AMR supports annotations on nodes and edges, specifying alignment to one or more token indices. See an example in Nathan Schneider's AMR IO module: https://github.com/nschneid/amr-hackathon/blob/master/src/amr.py#L172
The module I mentioned supports reading AMRs, but building them from triples for the purpose of writing to file is more convenient with the penman package - except that it doesn't support alignments.
A simple solution would be to allow a suffix to a node/edge label containing "~e." and a number.

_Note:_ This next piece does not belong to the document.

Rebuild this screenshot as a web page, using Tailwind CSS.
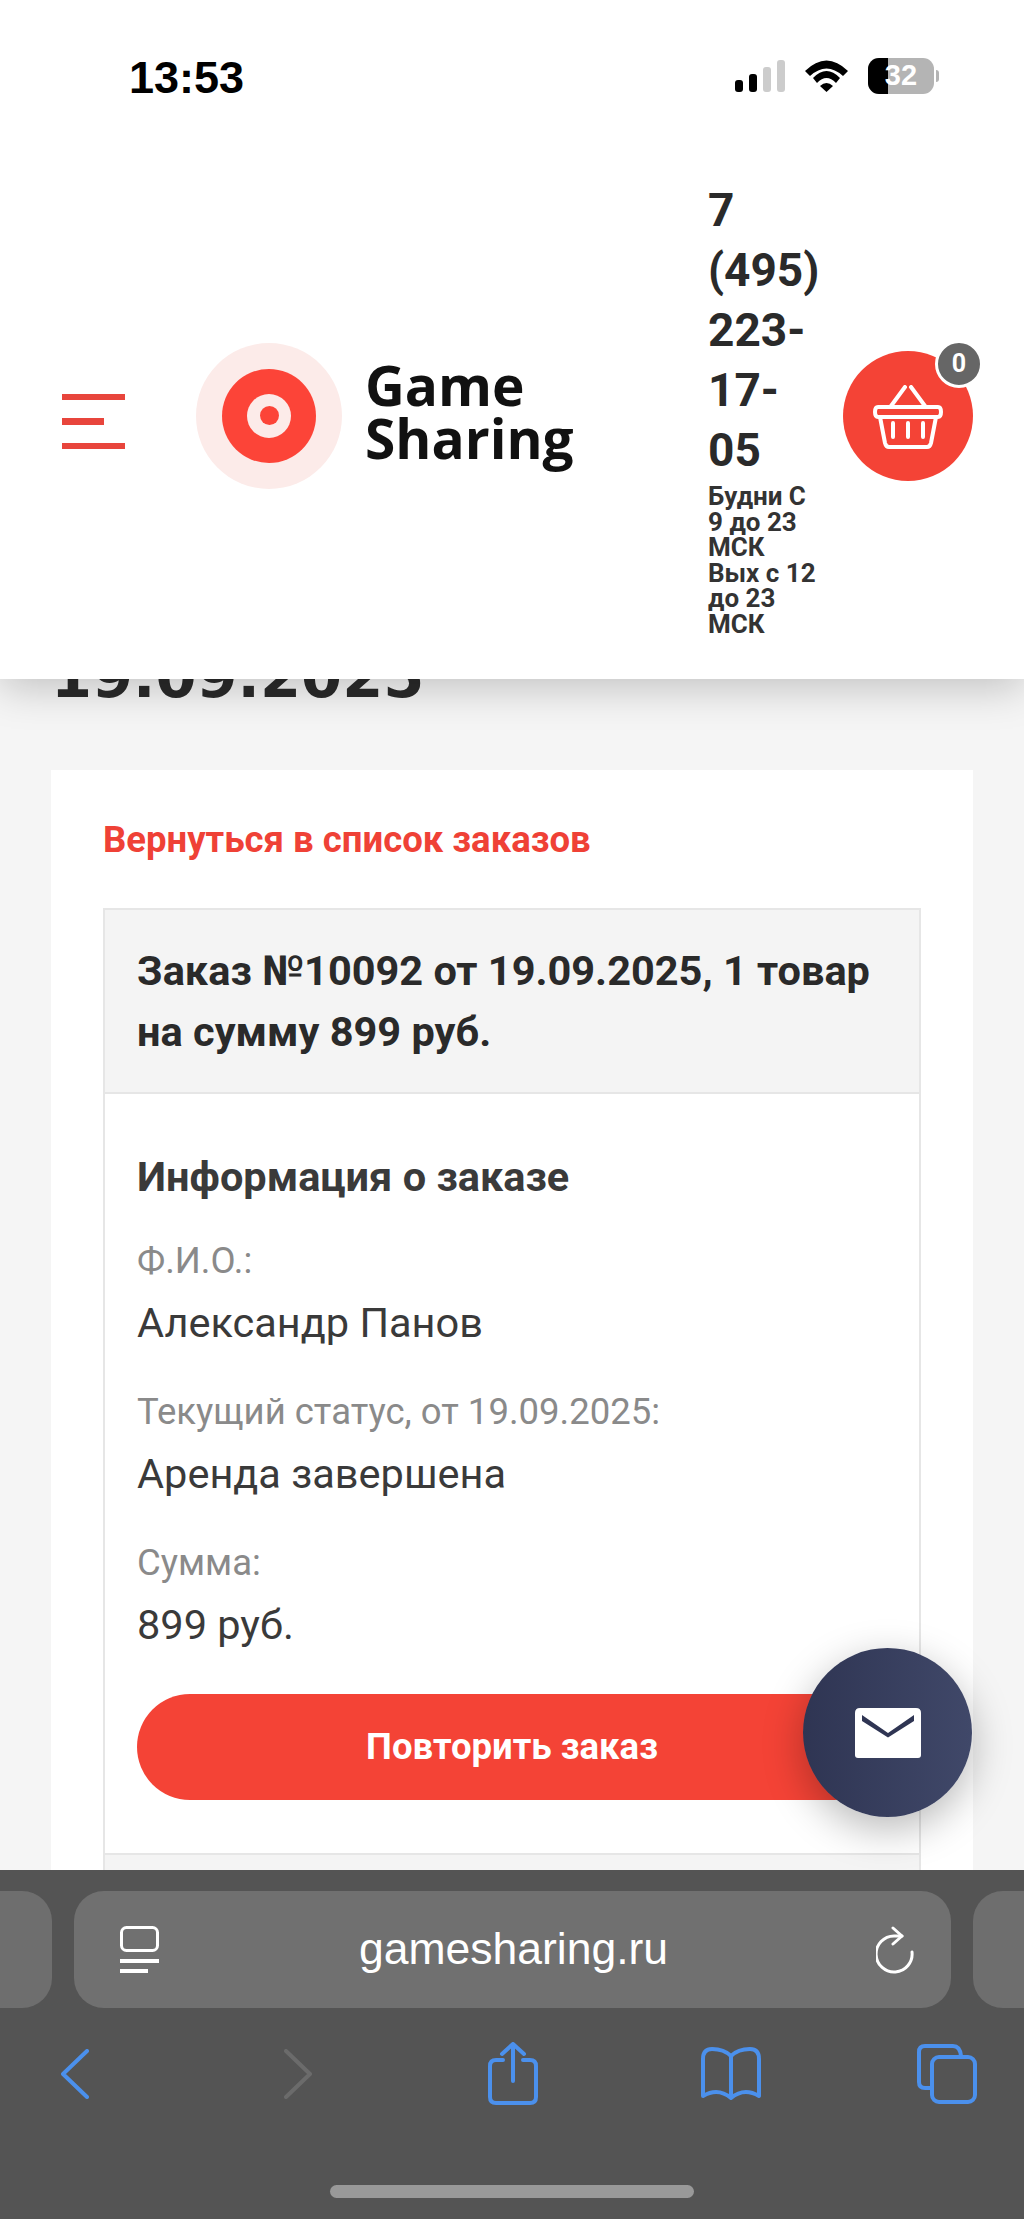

goodmami · 2018-07-28T18:05:48Z

Hi Daniel,

In principle I'm happy to support the surface alignments, but I haven't seen much description of them. Nathan Schneider's PEG has this:

ALIGNMENT = "~" ~r"[A-Za-z0-9.,]+"

which looks pretty free-form to me (~.Ab,,,C.1 is valid?). In the examples in his amr.py, I only see two variants: ~e.N, where N is a token index (0-based), and ~e.M,N, where M,N is a list of token indices (also 0-based). Assuming the latter can have more than just 2 indices, this means there's really one form, something like:

ALIGNMENT = "~e." ~r"[0-9]+" ("," ~r"[0-9]"+)*

Finally, I'm confused as to what it means to align relations (edges) to tokens. E.g., in the example from the README, ~e.1 seems redundant on :polarity and I'm not sure why ~e.0 is on :mode:

>>> a = AMR("(h / hug-01~e.2 :polarity~e.1 -~e.1 :ARG0 (y / you~e.3) :ARG1 y \
             :mode~e.0 imperative~e.5 :result (s / silly-01~e.4 :ARG1 y))", \
            "Do n't hug yourself silly !".split())
>>> a
(h / hug-01~e.2[hug] :polarity~e.1[n't] -~e.1[n't]
    :ARG0 (y / you~e.3[yourself])
    :ARG1 y
    :mode~e.0[Do] imperative~e.5[!]
    :result (s / silly-01~e.4[silly]
        :ARG1 y))

But still, I have not seen these alignments in any gold data, papers about AMR, or the dozen or so AMR-related code projects I've browsed (besides the amr-hackathon one, of course). The only other notation for token alignment's I've seen is the JAMR-style metadata string, e.g.:

# ::tok Saudi Arabia ( SA )
# ::alignments 0-2|0+0.0+0.0.0+0.0.1
(c / country
  :name (n / name
          :op1 "Saudi"
          :op2 "Arabia"))

@nschneid, can you please confirm if the more restrictive ALIGNMENT rule above is accurate/sufficient? And you call them "ISI-style alignments"; does that mean there is some ISI document that describes them?

Thank you for any clarification.

nschneid · 2018-07-28T18:35:38Z

"ISI-style" because they are of the kind produced by the ISI aligner. The output of this aligner is included in the LDC release of AMR. However, I haven't used this code in awhile, so I can't speak to the precise constraints on the output alignments.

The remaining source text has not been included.